■ **Challenge**:
Retype word for word the first line of the listing and each line after it up to the line with "string; color: string", with the pictures taken out.

═══ The input ═══

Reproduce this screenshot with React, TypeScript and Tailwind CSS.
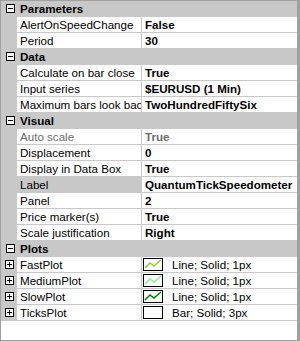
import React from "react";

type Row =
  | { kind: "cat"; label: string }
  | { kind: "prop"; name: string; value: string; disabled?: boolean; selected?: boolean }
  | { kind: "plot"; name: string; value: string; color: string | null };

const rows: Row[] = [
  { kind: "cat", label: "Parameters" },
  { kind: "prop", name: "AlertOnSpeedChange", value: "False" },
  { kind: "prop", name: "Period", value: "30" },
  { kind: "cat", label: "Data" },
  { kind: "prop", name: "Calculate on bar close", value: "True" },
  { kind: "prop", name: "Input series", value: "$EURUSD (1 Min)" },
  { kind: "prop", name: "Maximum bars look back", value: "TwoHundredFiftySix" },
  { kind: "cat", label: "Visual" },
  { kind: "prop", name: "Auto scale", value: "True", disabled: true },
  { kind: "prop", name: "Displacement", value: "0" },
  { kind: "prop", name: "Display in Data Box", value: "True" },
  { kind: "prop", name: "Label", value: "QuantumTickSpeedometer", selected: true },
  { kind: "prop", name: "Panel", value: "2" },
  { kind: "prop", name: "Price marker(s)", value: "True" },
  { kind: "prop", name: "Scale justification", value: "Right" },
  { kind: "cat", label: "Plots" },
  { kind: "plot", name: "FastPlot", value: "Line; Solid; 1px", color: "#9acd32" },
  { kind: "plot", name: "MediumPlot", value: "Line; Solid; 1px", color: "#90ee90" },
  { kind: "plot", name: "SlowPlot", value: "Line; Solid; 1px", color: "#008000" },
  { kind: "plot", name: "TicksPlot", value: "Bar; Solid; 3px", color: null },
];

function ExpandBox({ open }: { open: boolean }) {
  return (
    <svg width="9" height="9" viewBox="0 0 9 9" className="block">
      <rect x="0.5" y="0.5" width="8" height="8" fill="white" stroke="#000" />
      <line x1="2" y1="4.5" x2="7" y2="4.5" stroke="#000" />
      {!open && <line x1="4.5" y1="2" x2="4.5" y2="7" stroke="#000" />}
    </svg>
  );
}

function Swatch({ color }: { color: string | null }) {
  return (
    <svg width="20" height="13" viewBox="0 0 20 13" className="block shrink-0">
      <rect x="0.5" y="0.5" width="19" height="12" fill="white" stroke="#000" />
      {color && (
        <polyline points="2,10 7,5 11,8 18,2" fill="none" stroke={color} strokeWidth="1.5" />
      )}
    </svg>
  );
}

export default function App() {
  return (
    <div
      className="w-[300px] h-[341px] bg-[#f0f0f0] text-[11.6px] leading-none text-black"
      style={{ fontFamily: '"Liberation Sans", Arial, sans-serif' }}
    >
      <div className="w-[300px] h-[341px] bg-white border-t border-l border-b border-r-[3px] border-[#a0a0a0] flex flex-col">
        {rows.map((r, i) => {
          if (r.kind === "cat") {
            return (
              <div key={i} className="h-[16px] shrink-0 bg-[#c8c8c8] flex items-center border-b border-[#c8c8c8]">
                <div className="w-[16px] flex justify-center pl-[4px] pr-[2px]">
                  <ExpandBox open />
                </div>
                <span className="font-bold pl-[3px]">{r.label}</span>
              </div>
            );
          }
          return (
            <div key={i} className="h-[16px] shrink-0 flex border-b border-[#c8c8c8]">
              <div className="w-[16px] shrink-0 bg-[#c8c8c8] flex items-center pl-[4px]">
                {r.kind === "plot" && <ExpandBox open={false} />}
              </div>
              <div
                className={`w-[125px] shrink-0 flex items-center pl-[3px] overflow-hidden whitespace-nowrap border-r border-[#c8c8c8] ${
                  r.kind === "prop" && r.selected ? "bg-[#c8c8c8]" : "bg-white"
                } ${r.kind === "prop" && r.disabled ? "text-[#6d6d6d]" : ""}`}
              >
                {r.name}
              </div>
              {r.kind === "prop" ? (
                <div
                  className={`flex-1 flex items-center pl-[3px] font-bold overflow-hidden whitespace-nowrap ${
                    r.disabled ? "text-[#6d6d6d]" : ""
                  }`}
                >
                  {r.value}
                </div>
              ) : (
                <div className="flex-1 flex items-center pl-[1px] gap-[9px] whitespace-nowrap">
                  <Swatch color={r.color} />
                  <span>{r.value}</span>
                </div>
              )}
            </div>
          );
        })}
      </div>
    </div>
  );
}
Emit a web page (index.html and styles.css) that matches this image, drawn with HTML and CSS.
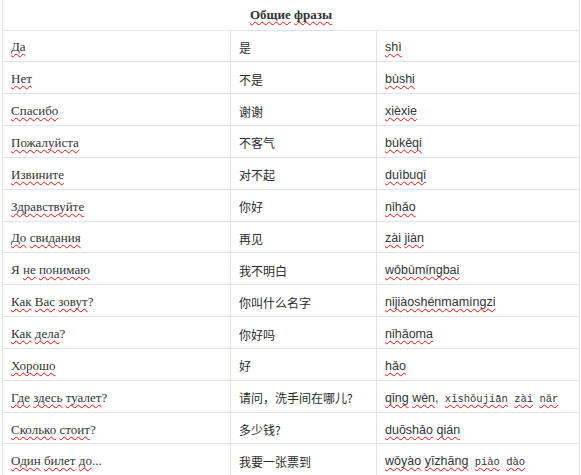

═══

■ **Output of the task**:
Reproduce this screenshot with React, TypeScript and Tailwind CSS.
import React from "react";

type Row =
  | { kind: "cat"; label: string }
  | { kind: "prop"; name: string; value: string; disabled?: boolean; selected?: boolean }
  | { kind: "plot"; name: string; value: string; color: string | null };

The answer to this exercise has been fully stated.